* To be done
Transcribe the material verbatim in full; the pictures do not belong in the copy.

* Data
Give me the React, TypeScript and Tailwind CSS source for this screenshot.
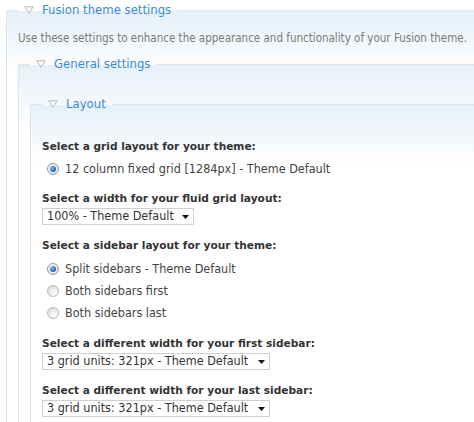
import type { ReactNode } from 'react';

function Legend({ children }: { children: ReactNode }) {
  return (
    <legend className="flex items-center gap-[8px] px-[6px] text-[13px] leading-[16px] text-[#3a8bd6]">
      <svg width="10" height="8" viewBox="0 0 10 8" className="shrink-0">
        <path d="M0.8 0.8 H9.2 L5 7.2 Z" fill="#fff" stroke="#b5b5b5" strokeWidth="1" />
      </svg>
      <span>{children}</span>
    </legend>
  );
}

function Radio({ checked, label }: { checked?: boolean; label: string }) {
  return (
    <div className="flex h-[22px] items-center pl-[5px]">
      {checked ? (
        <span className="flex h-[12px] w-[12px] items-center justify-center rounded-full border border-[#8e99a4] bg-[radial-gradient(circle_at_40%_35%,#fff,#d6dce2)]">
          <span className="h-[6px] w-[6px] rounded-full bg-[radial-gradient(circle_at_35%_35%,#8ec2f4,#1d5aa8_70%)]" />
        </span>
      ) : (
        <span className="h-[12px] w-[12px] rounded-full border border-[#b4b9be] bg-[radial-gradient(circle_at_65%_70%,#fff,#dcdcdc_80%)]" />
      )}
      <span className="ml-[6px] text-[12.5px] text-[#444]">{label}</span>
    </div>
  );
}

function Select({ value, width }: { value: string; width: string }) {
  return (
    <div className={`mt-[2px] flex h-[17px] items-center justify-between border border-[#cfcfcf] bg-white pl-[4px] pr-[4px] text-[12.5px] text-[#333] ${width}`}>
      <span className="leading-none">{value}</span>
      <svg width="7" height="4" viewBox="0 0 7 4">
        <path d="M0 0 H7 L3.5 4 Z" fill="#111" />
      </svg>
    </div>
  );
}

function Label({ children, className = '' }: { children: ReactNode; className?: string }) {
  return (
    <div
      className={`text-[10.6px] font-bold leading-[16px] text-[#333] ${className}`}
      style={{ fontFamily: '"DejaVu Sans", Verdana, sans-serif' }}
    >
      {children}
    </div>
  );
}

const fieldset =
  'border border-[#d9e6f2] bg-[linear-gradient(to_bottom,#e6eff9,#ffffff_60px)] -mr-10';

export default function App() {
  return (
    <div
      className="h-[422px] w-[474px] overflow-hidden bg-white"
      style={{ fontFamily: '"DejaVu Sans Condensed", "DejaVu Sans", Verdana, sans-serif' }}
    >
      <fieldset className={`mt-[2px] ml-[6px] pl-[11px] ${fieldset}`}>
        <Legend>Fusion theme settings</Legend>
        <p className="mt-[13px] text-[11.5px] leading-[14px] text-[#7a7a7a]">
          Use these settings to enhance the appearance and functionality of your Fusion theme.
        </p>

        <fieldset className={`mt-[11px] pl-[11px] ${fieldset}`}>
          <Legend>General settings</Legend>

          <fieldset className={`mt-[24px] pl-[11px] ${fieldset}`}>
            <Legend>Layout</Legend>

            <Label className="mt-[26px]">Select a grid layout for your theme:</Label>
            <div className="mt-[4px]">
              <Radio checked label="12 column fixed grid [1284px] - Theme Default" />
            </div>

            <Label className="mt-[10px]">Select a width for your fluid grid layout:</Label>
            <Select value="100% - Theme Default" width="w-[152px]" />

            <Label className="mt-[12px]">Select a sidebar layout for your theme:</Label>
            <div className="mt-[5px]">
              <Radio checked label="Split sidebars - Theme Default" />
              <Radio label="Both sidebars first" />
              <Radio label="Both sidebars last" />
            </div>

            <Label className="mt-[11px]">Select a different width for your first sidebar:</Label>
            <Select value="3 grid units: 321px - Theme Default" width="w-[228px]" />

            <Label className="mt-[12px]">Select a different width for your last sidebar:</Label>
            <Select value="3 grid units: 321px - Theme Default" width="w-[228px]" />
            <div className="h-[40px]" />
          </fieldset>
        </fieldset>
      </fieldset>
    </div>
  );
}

* Response to the task
Give me the React, TypeScript and Tailwind CSS source for this screenshot.
import type { ReactNode } from 'react';

function Legend({ children }: { children: ReactNode }) {
  return (
    <legend className="flex items-center gap-[8px] px-[6px] text-[13px] leading-[16px] text-[#3a8bd6]">
      <svg width="10" height="8" viewBox="0 0 10 8" className="shrink-0">
        <path d="M0.8 0.8 H9.2 L5 7.2 Z" fill="#fff" stroke="#b5b5b5" strokeWidth="1" />
      </svg>
      <span>{children}</span>
    </legend>
  );
}

function Radio({ checked, label }: { checked?: boolean; label: string }) {
  return (
    <div className="flex h-[22px] items-center pl-[5px]">
      {checked ? (
        <span className="flex h-[12px] w-[12px] items-center justify-center rounded-full border border-[#8e99a4] bg-[radial-gradient(circle_at_40%_35%,#fff,#d6dce2)]">
          <span className="h-[6px] w-[6px] rounded-full bg-[radial-gradient(circle_at_35%_35%,#8ec2f4,#1d5aa8_70%)]" />
        </span>
      ) : (
        <span className="h-[12px] w-[12px] rounded-full border border-[#b4b9be] bg-[radial-gradient(circle_at_65%_70%,#fff,#dcdcdc_80%)]" />
      )}
      <span className="ml-[6px] text-[12.5px] text-[#444]">{label}</span>
    </div>
  );
}

function Select({ value, width }: { value: string; width: string }) {
  return (
    <div className={`mt-[2px] flex h-[17px] items-center justify-between border border-[#cfcfcf] bg-white pl-[4px] pr-[4px] text-[12.5px] text-[#333] ${width}`}>
      <span className="leading-none">{value}</span>
      <svg width="7" height="4" viewBox="0 0 7 4">
        <path d="M0 0 H7 L3.5 4 Z" fill="#111" />
      </svg>
    </div>
  );
}

function Label({ children, className = '' }: { children: ReactNode; className?: string }) {
  return (
    <div
      className={`text-[10.6px] font-bold leading-[16px] text-[#333] ${className}`}
      style={{ fontFamily: '"DejaVu Sans", Verdana, sans-serif' }}
    >
      {children}
    </div>
  );
}

const fieldset =
  'border border-[#d9e6f2] bg-[linear-gradient(to_bottom,#e6eff9,#ffffff_60px)] -mr-10';

export default function App() {
  return (
    <div
      className="h-[422px] w-[474px] overflow-hidden bg-white"
      style={{ fontFamily: '"DejaVu Sans Condensed", "DejaVu Sans", Verdana, sans-serif' }}
    >
      <fieldset className={`mt-[2px] ml-[6px] pl-[11px] ${fieldset}`}>
        <Legend>Fusion theme settings</Legend>
        <p className="mt-[13px] text-[11.5px] leading-[14px] text-[#7a7a7a]">
          Use these settings to enhance the appearance and functionality of your Fusion theme.
        </p>

        <fieldset className={`mt-[11px] pl-[11px] ${fieldset}`}>
          <Legend>General settings</Legend>

          <fieldset className={`mt-[24px] pl-[11px] ${fieldset}`}>
            <Legend>Layout</Legend>

            <Label className="mt-[26px]">Select a grid layout for your theme:</Label>
            <div className="mt-[4px]">
              <Radio checked label="12 column fixed grid [1284px] - Theme Default" />
            </div>

            <Label className="mt-[10px]">Select a width for your fluid grid layout:</Label>
            <Select value="100% - Theme Default" width="w-[152px]" />

            <Label className="mt-[12px]">Select a sidebar layout for your theme:</Label>
            <div className="mt-[5px]">
              <Radio checked label="Split sidebars - Theme Default" />
              <Radio label="Both sidebars first" />
              <Radio label="Both sidebars last" />
            </div>

            <Label className="mt-[11px]">Select a different width for your first sidebar:</Label>
            <Select value="3 grid units: 321px - Theme Default" width="w-[228px]" />

            <Label className="mt-[12px]">Select a different width for your last sidebar:</Label>
            <Select value="3 grid units: 321px - Theme Default" width="w-[228px]" />
            <div className="h-[40px]" />
          </fieldset>
        </fieldset>
      </fieldset>
    </div>
  );
}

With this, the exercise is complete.